Generate documentation¶
Generate Copr project documentation
cd doc
./update_docs.sh
Generate package specific documentation by going to:
And hitting “Build” button for each of those projects.
If schema was modified you should generate new Schema documentation.
Announce the end of the release¶
See a specific document Fedora Copr outage announcements, the “resolved” section.
Release packages to PyPI¶
Make sure you have ~/.pypirc correctly set up and run:
dnf install twine
python3 setup.py sdist
twine upload dist/<NAME-VERSION>.tar.gz
If you cannot run that, tell somebody with access to run that (msuchy, praiskup, jkadlcik).
This needs to be run for copr-common, python, copr-cli and copr-messaging.
Submit Bodhi updates¶
Create updates in Bodhi for every package built in Koji.

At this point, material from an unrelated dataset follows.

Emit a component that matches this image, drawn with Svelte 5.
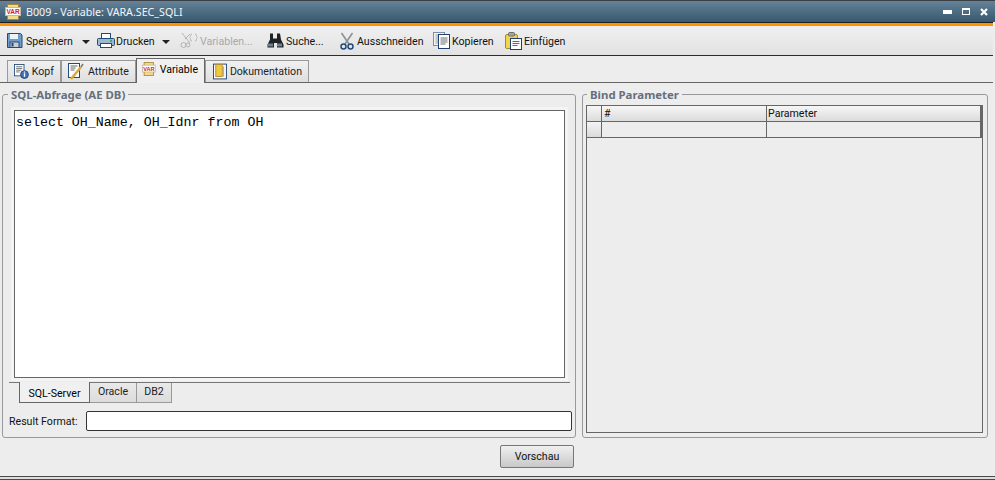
<script lang="ts">
  const werkzeuge = [
    { id: "save", text: "Speichern", menu: true },
    { id: "print", text: "Drucken", menu: true },
    { id: "vars", text: "Variablen...", off: true },
    { id: "find", text: "Suche..." },
    { id: "cut", text: "Ausschneiden" },
    { id: "copy", text: "Kopieren" },
    { id: "paste", text: "Einfügen" }
  ];
  const reiter = [
    { id: "kopf", text: "Kopf" },
    { id: "attr", text: "Attribute" },
    { id: "var", text: "Variable", aktiv: true },
    { id: "doku", text: "Dokumentation" }
  ];
</script>

{#snippet varIcon()}
  <svg width="16" height="16" viewBox="0 0 16 16">
    <rect x="2.500" y="0.500" width="11" height="15" fill="#f3d98a" stroke="#a8873a" />
    <rect x="0.500" y="3.500" width="15" height="8" fill="#fff" stroke="#c9b5a5" />
    <text x="8" y="10.200" text-anchor="middle" class="vartext">VAR</text>
  </svg>
{/snippet}

{#snippet icon(id)}
  {#if id === "save"}
    <svg width="17" height="17" viewBox="0 0 17 17">
      <path d="M1.500 1.500h13l1.500 1.500v12.500h-14.500z" fill="#6f9bc9" stroke="#234a7c" />
      <rect x="4" y="2" width="8" height="5" fill="#eef3f8" />
      <rect x="4" y="10" width="9" height="5.500" fill="#c9ced4" stroke="#234a7c" />
      <rect x="5.500" y="11" width="2" height="3.500" fill="#234a7c" />
    </svg>
  {:else if id === "print"}
    <svg width="18" height="17" viewBox="0 0 18 17">
      <rect x="4.500" y="1.500" width="9" height="6" fill="#fff" stroke="#234a7c" />
      <rect x="0.500" y="6.500" width="17" height="7" rx="1" fill="#9fb6cf" stroke="#234a7c" />
      <rect x="3.500" y="11.500" width="11" height="4" fill="#fff" stroke="#234a7c" />
      <rect x="13" y="8" width="2" height="2" fill="#35b35a" />
    </svg>
  {:else if id === "vars"}
    <svg width="18" height="17" viewBox="0 0 18 17" fill="none" stroke="#b4b4b4">
      <path d="M2 1l8 10M10 2l-5 5" />
      <circle cx="3.500" cy="13" r="2.500" />
      <circle cx="8" cy="13" r="2" />
      <path d="M12 2q-1.500 0-1.500 1.500v1l-1 1 1 1v1q0 1.500 1.500 1.500M15 2q1.500 0 1.500 1.500v1l1 1-1 1v1q0 1.500-1.500 1.500" />
    </svg>
  {:else if id === "find"}
    <svg width="18" height="17" viewBox="0 0 18 17">
      <path d="M4 1.500h3v5h4v-5h3l1 6 2.500 5v3h-6.500v-4.500h-3v4.500h-6.500v-3l2.500-5z" fill="#1f2326" />
      <rect x="2" y="11.500" width="5" height="3" fill="#6e7f92" />
      <rect x="11" y="11.500" width="5" height="3" fill="#6e7f92" />
    </svg>
  {:else if id === "cut"}
    <svg width="16" height="18" viewBox="0 0 16 18" fill="none">
      <path d="M2.500 1l7.500 11M13.500 1l-7.500 11" stroke="#8d9297" stroke-width="1.600" />
      <circle cx="4.500" cy="14.500" r="2.500" stroke="#234a7c" stroke-width="1.500" />
      <circle cx="11.500" cy="14.500" r="2.500" stroke="#234a7c" stroke-width="1.500" />
    </svg>
  {:else if id === "copy"}
    <svg width="17" height="17" viewBox="0 0 17 17">
      <rect x="0.500" y="0.500" width="11" height="13" fill="#f2f2f2" stroke="#7d8ea3" />
      <path d="M2.500 3h7M2.500 5h7M2.500 7h7M2.500 9h7M2.500 11h7" stroke="#9b9b9b" />
      <rect x="5.500" y="2.500" width="11" height="14" fill="#fff" stroke="#1f3f74" />
      <path d="M7.500 6h7M7.500 8h7M7.500 10h7M7.500 12h5" stroke="#6a6a6a" />
    </svg>
  {:else if id === "paste"}
    <svg width="17" height="18" viewBox="0 0 17 18">
      <rect x="0.500" y="2.500" width="12" height="14" rx="1.500" fill="#f1d34e" stroke="#a9892f" />
      <rect x="3.500" y="0.500" width="6" height="3.500" rx="1" fill="#a5a5a5" stroke="#6c6c6c" />
      <rect x="5.500" y="6.500" width="11" height="11" fill="#fff" stroke="#1f3f74" />
      <path d="M7.500 9.500h7M7.500 11.500h7M7.500 13.500h5" stroke="#6a6a6a" />
    </svg>
  {:else if id === "kopf"}
    <svg width="17" height="17" viewBox="0 0 17 17">
      <rect x="0.500" y="0.500" width="11" height="13" fill="#fff" stroke="#234a7c" />
      <path d="M2.500 3h7M2.500 5h7M2.500 7h6M2.500 9h4" stroke="#666" />
      <circle cx="12" cy="12" r="4.500" fill="#3f71b5" stroke="#1f3f74" />
      <rect x="11.300" y="10.500" width="1.500" height="4" fill="#fff" />
      <rect x="11.300" y="8.500" width="1.500" height="1.300" fill="#fff" />
    </svg>
  {:else if id === "attr"}
    <svg width="17" height="17" viewBox="0 0 17 17">
      <rect x="0.500" y="0.500" width="11" height="14" fill="#fff" stroke="#234a7c" />
      <path d="M2.500 3h7M2.500 5h5M2.500 7h4" stroke="#666" />
      <path d="M3 16l10-12" stroke="#d9a93a" stroke-width="2.500" />
      <path d="M13 4l2-3" stroke="#777" stroke-width="1.500" />
    </svg>
  {:else if id === "var"}
    {@render varIcon()}
  {:else if id === "doku"}
    <svg width="15" height="17" viewBox="0 0 15 17">
      <rect x="0.500" y="0.500" width="14" height="16" fill="#fff" stroke="#1f3f74" />
      <rect x="3" y="1" width="7" height="13" fill="#f0c93f" stroke="#b18d2a" />
      <path d="M11.500 3v11" stroke="#8fa3bd" />
    </svg>
  {/if}
{/snippet}

<div class="fenster">
  <header class="titel">
    <span class="titelicon">{@render varIcon()}</span>
    <span class="titeltext">B009 - Variable: VARA.SEC_SQLI</span>
    <div class="knoepfe">
      <svg width="9" height="4" viewBox="0 0 9 4"><rect width="9" height="4" fill="#fff" /></svg>
      <svg width="8" height="7" viewBox="0 0 8 7" fill="none"><rect x="0.500" y="1" width="7" height="5.500" stroke="#fff" /><rect width="8" height="2" fill="#fff" /></svg>
      <svg width="8" height="8" viewBox="0 0 8 8"><path d="M1 1l6 6M7 1l-6 6" stroke="#fff" stroke-width="2.200" /></svg>
    </div>
  </header>
  <div class="akzent"></div>

  <nav class="werkzeuge">
    {#each werkzeuge as w}
      <span class="tool {w.id}" class:off={w.off}>
        {@render icon(w.id)}
        <span class="tooltext">{w.text}</span>
        {#if w.menu}<i class="pfeil"></i>{/if}
      </span>
    {/each}
  </nav>

  <div class="reiter">
    {#each reiter as r}
      <span class="tab {r.id}" class:aktiv={r.aktiv}>
        {@render icon(r.id)}
        <span>{r.text}</span>
      </span>
    {/each}
  </div>

  <main class="inhalt">
    <div class="spalten">
      <fieldset class="gruppe links">
        <legend>SQL-Abfrage (AE DB)</legend>
        <div class="editor">select OH_Name, OH_Idnr from OH</div>
        <div class="subtabs">
          <span class="sub aktiv">SQL-Server</span>
          <span class="sub oracle">Oracle</span>
          <span class="sub db2">DB2</span>
        </div>
        <div class="format">
          <span class="label">Result Format:</span>
          <div class="eingabe"></div>
        </div>
      </fieldset>

      <fieldset class="gruppe rechts">
        <legend>Bind Parameter</legend>
        <div class="rahmen">
          <div class="zeile kopfzeile">
            <span class="c0"></span>
            <span class="c1">#</span>
            <span class="c2">Parameter</span>
          </div>
          <div class="zeile">
            <span class="c0 griff"></span>
            <span class="c1"></span>
            <span class="c2"></span>
          </div>
        </div>
      </fieldset>
    </div>
    <div class="aktion">
      <button type="button">Vorschau</button>
    </div>
  </main>
  <div class="fuss"></div>
</div>

<style>
  :global(body) {
    margin: 0;
    background: #ededed;
  }
  .fenster {
    width: 995px;
    height: 480px;
    overflow: hidden;
    display: flex;
    flex-direction: column;
    box-sizing: border-box;
    font-family: Roboto, "Noto Sans", sans-serif;
    font-size: 10.600px;
    color: #111;
    background: #ededed;
  }
  .titel {
    height: 22px;
    flex: none;
    box-sizing: border-box;
    display: flex;
    align-items: center;
    padding: 0 7px 0 5px;
    border-top: 1px solid #3a3f44;
    background: linear-gradient(#648298, #38586f);
    color: #fff;
  }
  .titelicon {
    display: flex;
    margin-right: 5px;
  }
  .titeltext {
    flex: 1;
    font-family: "Noto Sans", sans-serif;
    font-size: 10.700px;
    color: #f4f6f8;
  }
  .knoepfe {
    display: flex;
    align-items: center;
    gap: 10px;
  }
  .vartext {
    font-family: "Liberation Sans", sans-serif;
    font-size: 6.500px;
    font-weight: 700;
    fill: #c8261d;
  }
  .akzent {
    height: 4px;
    flex: none;
    box-sizing: border-box;
    margin-right: 2px;
    border-top: 1px solid #1d1d1d;
    background: #ff9000;
  }
  .werkzeuge {
    height: 30px;
    flex: none;
    box-sizing: border-box;
    display: flex;
    align-items: center;
    padding-left: 6px;
    margin-right: 2px;
    border-bottom: 1px solid #2c2c2c;
    background: linear-gradient(#f0f0f0, #e2e2e2);
  }
  .tool {
    display: flex;
    align-items: center;
    gap: 2px;
  }
  .tooltext {
    padding-top: 2px;
  }
  .save { width: 91px; gap: 3px; }
  .print { width: 83px; gap: 1px; }
  .vars { width: 86px; }
  .find { width: 73px; }
  .cut { width: 94px; }
  .copy { width: 72px; }
  .off {
    color: #a8a8a8;
  }
  .pfeil {
    width: 0;
    height: 0;
    margin-left: 6px;
    margin-top: 2px;
    border: 4px solid transparent;
    border-top: 4px solid #222;
    border-bottom: 0;
  }
  .reiter {
    height: 27px;
    flex: none;
    box-sizing: border-box;
    display: flex;
    align-items: flex-end;
    padding-left: 7px;
    margin-right: 2px;
    border-bottom: 1px solid #666;
  }
  .tab {
    height: 22px;
    box-sizing: border-box;
    display: flex;
    align-items: center;
    gap: 3px;
    padding: 0 6px;
    border: 1px solid #999;
    border-bottom: 0;
    background: linear-gradient(#f1f1f1, #dedede);
    color: #222;
  }
  .tab.kopf { width: 54px; }
  .tab.attr { width: 75px; }
  .tab.var { width: 69px; gap: 4px; padding-left: 5px; }
  .tab.doku { width: 104px; padding-left: 7px; }
  .tab.aktiv {
    height: 25px;
    margin-bottom: -1px;
    border-color: #666;
    background: #f0f0f0;
    padding-bottom: 4px;
    color: #000;
  }
  .inhalt {
    flex: 1;
    min-height: 0;
    display: flex;
    flex-direction: column;
    padding: 3px 6px 0 2px;
    background: #ededed;
  }
  .spalten {
    display: flex;
    gap: 6px;
  }
  .gruppe {
    margin: 0;
    height: 352px;
    box-sizing: border-box;
    border: 1px solid #999;
    border-radius: 3px;
  }
  .links {
    width: 574px;
    padding: 8px 2px 0 6px;
    min-width: 0;
  }
  .rechts {
    width: 406px;
    padding: 3px 4px 0 3px;
    min-width: 0;
  }
  legend {
    padding: 2px 3px 0;
    font-family: "Noto Sans", sans-serif;
    font-size: 11.400px;
    font-weight: 700;
    line-height: 14px;
    color: #666f7c;
  }
  .links legend {
    margin-left: -1px;
  }
  .rechts legend {
    margin-left: 1px;
  }
  .editor {
    width: 551px;
    height: 268px;
    box-sizing: border-box;
    margin-left: 5px;
    padding: 4px 1px;
    border: 1px solid #666;
    outline: 3px solid #f4f4f4;
    background: #fff;
    font-family: "Liberation Mono", monospace;
    font-size: 13.300px;
    line-height: 16px;
    color: #000;
  }
  .subtabs {
    display: flex;
    align-items: flex-start;
    margin-top: 4px;
    width: 561px;
    padding-left: 10px;
    box-sizing: border-box;
    border-top: 1px solid #777;
    height: 26px;
  }
  .sub {
    height: 20px;
    box-sizing: border-box;
    line-height: 18px;
    text-align: center;
    border: 1px solid #999;
    border-top: 0;
    border-left: 0;
    background: linear-gradient(#e9e9e9, #dcdcdc);
    color: #222;
  }
  .oracle { width: 47px; }
  .db2 { width: 35px; }
  .sub.aktiv {
    width: 71px;
    margin-top: -1px;
    height: 21px;
    line-height: 23px;
    border-color: #666;
    border-left: 1px solid #666;
    background: #f0f0f0;
    color: #000;
  }
  .format {
    display: flex;
    align-items: center;
    height: 20px;
    margin-top: 3px;
    color: #111;
  }
  .label {
    flex: none;
    width: 77px;
    white-space: nowrap;
  }
  .eingabe {
    width: 486px;
    height: 20px;
    box-sizing: border-box;
    border: 1px solid #333;
    border-radius: 2px;
    background: #fff;
  }
  .rahmen {
    height: 328px;
    box-sizing: border-box;
    border: 1px solid #666;
    border-top: 0;
  }
  .zeile {
    display: flex;
    height: 16px;
    box-sizing: border-box;
    border-bottom: 1px solid #666;
    border-right: 2px solid #666;
  }
  .zeile.kopfzeile {
    height: 17px;
    border-top: 1px solid #666;
    background: linear-gradient(#f6f6f6, #dcdcdc);
  }
  .zeile span {
    box-sizing: border-box;
    line-height: 15px;
  }
  .c0 {
    width: 15px;
    border-right: 1px solid #666;
  }
  .c1 {
    width: 165px;
    padding-left: 2px;
    border-right: 1px solid #666;
  }
  .c2 {
    flex: 1;
    padding-left: 1px;
  }
  .griff {
    background: linear-gradient(#f4f4f4, #dadada);
  }
  .aktion {
    display: flex;
    justify-content: flex-end;
    margin-top: 7px;
    padding-right: 415px;
  }
  button {
    width: 74px;
    height: 23px;
    padding: 0;
    border: 1px solid #777;
    border-radius: 2px;
    background: linear-gradient(#f0f0f0, #c8c8c8);
    font: inherit;
    color: #111;
  }
  .fuss {
    height: 4px;
    flex: none;
    box-sizing: border-box;
    border-top: 1px solid #4a4a4a;
    border-bottom: 1px solid #4a4a4a;
    background: #ddd;
  }
</style>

It is useful to do updates in batches, e.g. to group several packages into one
update. You can do this by fedpkg update
, with the following template:
[ copr-backend-1.127-1.fc31, copr-frontend-1.154-1.fc31]
type=enhancement
notes=copr-frontend
- change 1 in frontend
- change 2 in frontend
copr-backend
- change 1 in backend
- change 2 in backend
It is often good idea to put new (filtered) %changelogs
entries there.
Final steps¶
Check if the MODIFIED bugs (that are not ON_QA) are fixed in released Copr or not, move them ON_QA.
Change status of all ON_DEV, ON_QA, VERIFIED, and RELEASE_PENDING bugs to CLOSED/CURRENTRELEASE with comment like ‘New Copr has been released.’
Fix this document to make it easy for the release nanny of the next release to use it.